** Raw data **
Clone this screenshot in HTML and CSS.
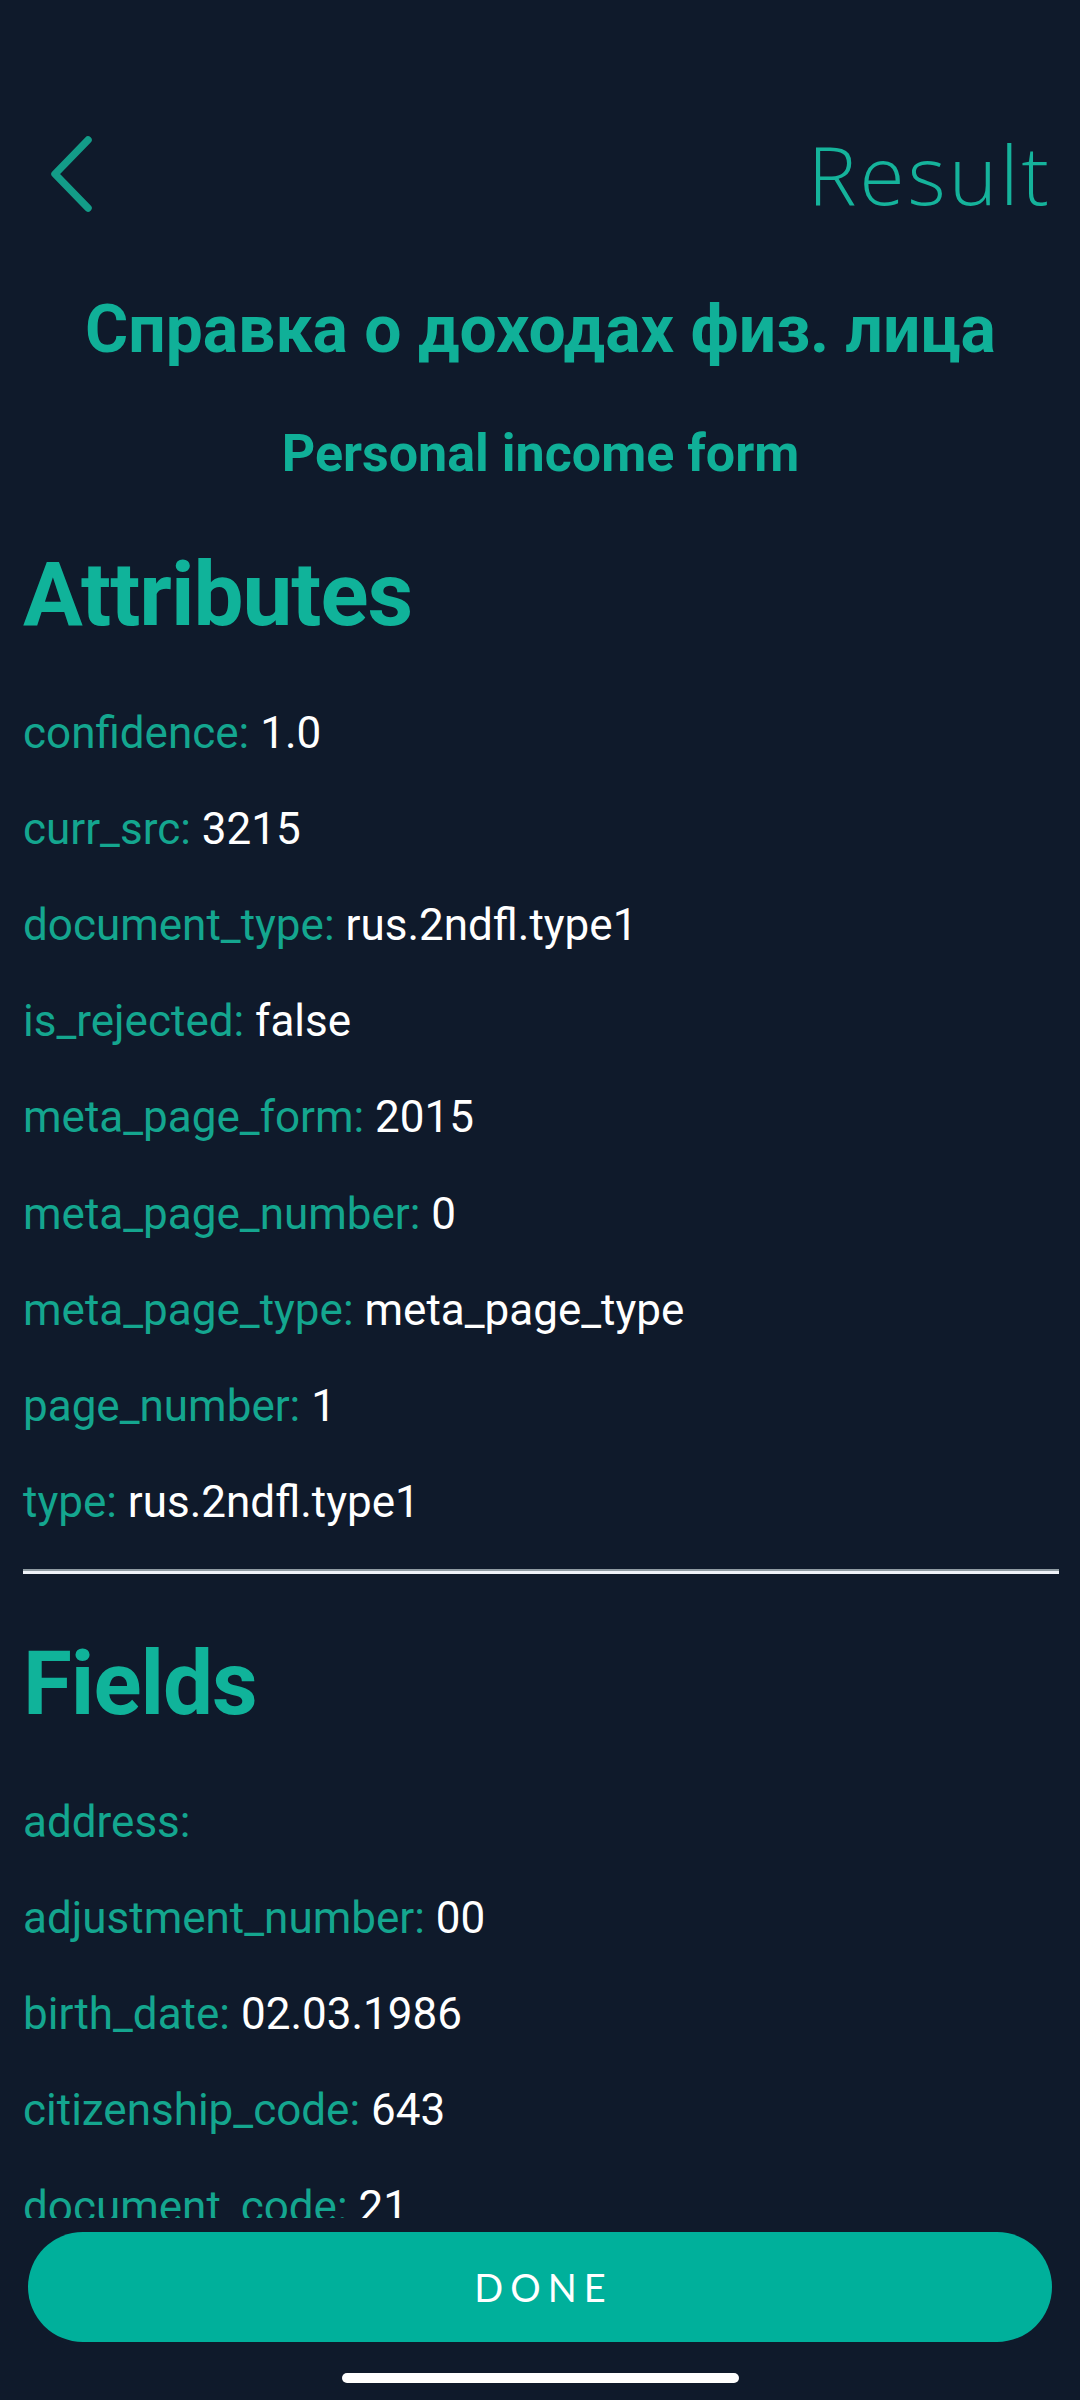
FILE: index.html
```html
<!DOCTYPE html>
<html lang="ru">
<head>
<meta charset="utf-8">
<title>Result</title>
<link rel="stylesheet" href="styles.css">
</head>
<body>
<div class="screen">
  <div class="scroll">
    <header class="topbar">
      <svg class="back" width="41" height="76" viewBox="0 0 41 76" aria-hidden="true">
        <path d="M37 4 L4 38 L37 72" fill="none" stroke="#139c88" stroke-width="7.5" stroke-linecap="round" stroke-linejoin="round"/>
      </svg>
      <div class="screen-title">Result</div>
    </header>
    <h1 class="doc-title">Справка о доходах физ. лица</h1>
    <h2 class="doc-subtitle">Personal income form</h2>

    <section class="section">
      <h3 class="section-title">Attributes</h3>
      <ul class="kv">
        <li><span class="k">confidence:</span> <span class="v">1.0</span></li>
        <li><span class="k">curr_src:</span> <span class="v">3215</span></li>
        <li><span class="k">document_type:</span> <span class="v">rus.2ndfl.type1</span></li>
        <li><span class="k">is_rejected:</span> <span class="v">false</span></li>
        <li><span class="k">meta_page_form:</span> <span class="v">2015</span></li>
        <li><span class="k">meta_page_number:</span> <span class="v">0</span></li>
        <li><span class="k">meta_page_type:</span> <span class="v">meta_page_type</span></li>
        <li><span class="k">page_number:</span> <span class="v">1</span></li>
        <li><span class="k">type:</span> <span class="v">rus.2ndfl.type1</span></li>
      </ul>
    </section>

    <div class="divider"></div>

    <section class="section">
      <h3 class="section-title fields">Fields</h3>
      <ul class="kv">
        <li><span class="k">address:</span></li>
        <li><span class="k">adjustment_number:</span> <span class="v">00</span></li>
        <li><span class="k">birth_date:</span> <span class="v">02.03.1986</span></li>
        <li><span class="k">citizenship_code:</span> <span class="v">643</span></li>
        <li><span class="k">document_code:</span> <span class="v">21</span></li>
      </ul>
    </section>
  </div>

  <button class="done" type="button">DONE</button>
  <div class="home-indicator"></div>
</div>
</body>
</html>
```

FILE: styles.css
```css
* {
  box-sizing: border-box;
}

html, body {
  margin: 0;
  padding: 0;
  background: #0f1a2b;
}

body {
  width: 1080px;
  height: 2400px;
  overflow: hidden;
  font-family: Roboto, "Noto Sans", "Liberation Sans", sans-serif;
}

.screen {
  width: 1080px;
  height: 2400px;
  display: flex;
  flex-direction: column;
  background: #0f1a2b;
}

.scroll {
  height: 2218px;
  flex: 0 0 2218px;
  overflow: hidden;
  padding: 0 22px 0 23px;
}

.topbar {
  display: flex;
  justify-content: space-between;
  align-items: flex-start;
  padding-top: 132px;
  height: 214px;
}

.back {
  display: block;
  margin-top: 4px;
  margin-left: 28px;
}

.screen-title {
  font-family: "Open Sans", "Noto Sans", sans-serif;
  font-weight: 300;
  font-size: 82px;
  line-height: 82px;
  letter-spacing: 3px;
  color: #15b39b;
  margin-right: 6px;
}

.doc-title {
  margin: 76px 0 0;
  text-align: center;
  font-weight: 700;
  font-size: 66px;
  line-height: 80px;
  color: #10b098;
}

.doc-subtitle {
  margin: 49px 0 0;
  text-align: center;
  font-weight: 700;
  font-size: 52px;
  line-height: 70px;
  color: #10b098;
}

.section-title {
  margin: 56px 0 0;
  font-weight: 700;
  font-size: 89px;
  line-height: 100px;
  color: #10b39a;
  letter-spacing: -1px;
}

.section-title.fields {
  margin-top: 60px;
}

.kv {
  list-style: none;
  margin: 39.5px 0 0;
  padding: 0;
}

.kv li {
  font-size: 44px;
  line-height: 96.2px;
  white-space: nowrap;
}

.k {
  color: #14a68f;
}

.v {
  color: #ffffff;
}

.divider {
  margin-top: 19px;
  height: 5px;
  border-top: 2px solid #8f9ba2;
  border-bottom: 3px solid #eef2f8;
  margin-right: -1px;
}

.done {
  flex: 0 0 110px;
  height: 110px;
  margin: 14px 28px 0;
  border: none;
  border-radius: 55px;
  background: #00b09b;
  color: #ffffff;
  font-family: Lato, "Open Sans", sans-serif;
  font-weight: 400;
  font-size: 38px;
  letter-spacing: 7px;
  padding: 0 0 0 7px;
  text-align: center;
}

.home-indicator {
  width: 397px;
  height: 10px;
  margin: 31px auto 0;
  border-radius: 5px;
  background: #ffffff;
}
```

** Set task **
Return the whole listing, word for word, and leave out every picture.

** Output of the exercise **
Clone this screenshot in HTML and CSS.
FILE: index.html
```html
<!DOCTYPE html>
<html lang="ru">
<head>
<meta charset="utf-8">
<title>Result</title>
<link rel="stylesheet" href="styles.css">
</head>
<body>
<div class="screen">
  <div class="scroll">
    <header class="topbar">
      <svg class="back" width="41" height="76" viewBox="0 0 41 76" aria-hidden="true">
        <path d="M37 4 L4 38 L37 72" fill="none" stroke="#139c88" stroke-width="7.5" stroke-linecap="round" stroke-linejoin="round"/>
      </svg>
      <div class="screen-title">Result</div>
    </header>
    <h1 class="doc-title">Справка о доходах физ. лица</h1>
    <h2 class="doc-subtitle">Personal income form</h2>

    <section class="section">
      <h3 class="section-title">Attributes</h3>
      <ul class="kv">
        <li><span class="k">confidence:</span> <span class="v">1.0</span></li>
        <li><span class="k">curr_src:</span> <span class="v">3215</span></li>
        <li><span class="k">document_type:</span> <span class="v">rus.2ndfl.type1</span></li>
        <li><span class="k">is_rejected:</span> <span class="v">false</span></li>
        <li><span class="k">meta_page_form:</span> <span class="v">2015</span></li>
        <li><span class="k">meta_page_number:</span> <span class="v">0</span></li>
        <li><span class="k">meta_page_type:</span> <span class="v">meta_page_type</span></li>
        <li><span class="k">page_number:</span> <span class="v">1</span></li>
        <li><span class="k">type:</span> <span class="v">rus.2ndfl.type1</span></li>
      </ul>
    </section>

    <div class="divider"></div>

    <section class="section">
      <h3 class="section-title fields">Fields</h3>
      <ul class="kv">
        <li><span class="k">address:</span></li>
        <li><span class="k">adjustment_number:</span> <span class="v">00</span></li>
        <li><span class="k">birth_date:</span> <span class="v">02.03.1986</span></li>
        <li><span class="k">citizenship_code:</span> <span class="v">643</span></li>
        <li><span class="k">document_code:</span> <span class="v">21</span></li>
      </ul>
    </section>
  </div>

  <button class="done" type="button">DONE</button>
  <div class="home-indicator"></div>
</div>
</body>
</html>
```

FILE: styles.css
```css
* {
  box-sizing: border-box;
}

html, body {
  margin: 0;
  padding: 0;
  background: #0f1a2b;
}

body {
  width: 1080px;
  height: 2400px;
  overflow: hidden;
  font-family: Roboto, "Noto Sans", "Liberation Sans", sans-serif;
}

.screen {
  width: 1080px;
  height: 2400px;
  display: flex;
  flex-direction: column;
  background: #0f1a2b;
}

.scroll {
  height: 2218px;
  flex: 0 0 2218px;
  overflow: hidden;
  padding: 0 22px 0 23px;
}

.topbar {
  display: flex;
  justify-content: space-between;
  align-items: flex-start;
  padding-top: 132px;
  height: 214px;
}

.back {
  display: block;
  margin-top: 4px;
  margin-left: 28px;
}

.screen-title {
  font-family: "Open Sans", "Noto Sans", sans-serif;
  font-weight: 300;
  font-size: 82px;
  line-height: 82px;
  letter-spacing: 3px;
  color: #15b39b;
  margin-right: 6px;
}

.doc-title {
  margin: 76px 0 0;
  text-align: center;
  font-weight: 700;
  font-size: 66px;
  line-height: 80px;
  color: #10b098;
}

.doc-subtitle {
  margin: 49px 0 0;
  text-align: center;
  font-weight: 700;
  font-size: 52px;
  line-height: 70px;
  color: #10b098;
}

.section-title {
  margin: 56px 0 0;
  font-weight: 700;
  font-size: 89px;
  line-height: 100px;
  color: #10b39a;
  letter-spacing: -1px;
}

.section-title.fields {
  margin-top: 60px;
}

.kv {
  list-style: none;
  margin: 39.5px 0 0;
  padding: 0;
}

.kv li {
  font-size: 44px;
  line-height: 96.2px;
  white-space: nowrap;
}

.k {
  color: #14a68f;
}

.v {
  color: #ffffff;
}

.divider {
  margin-top: 19px;
  height: 5px;
  border-top: 2px solid #8f9ba2;
  border-bottom: 3px solid #eef2f8;
  margin-right: -1px;
}

.done {
  flex: 0 0 110px;
  height: 110px;
  margin: 14px 28px 0;
  border: none;
  border-radius: 55px;
  background: #00b09b;
  color: #ffffff;
  font-family: Lato, "Open Sans", sans-serif;
  font-weight: 400;
  font-size: 38px;
  letter-spacing: 7px;
  padding: 0 0 0 7px;
  text-align: center;
}

.home-indicator {
  width: 397px;
  height: 10px;
  margin: 31px auto 0;
  border-radius: 5px;
  background: #ffffff;
}
```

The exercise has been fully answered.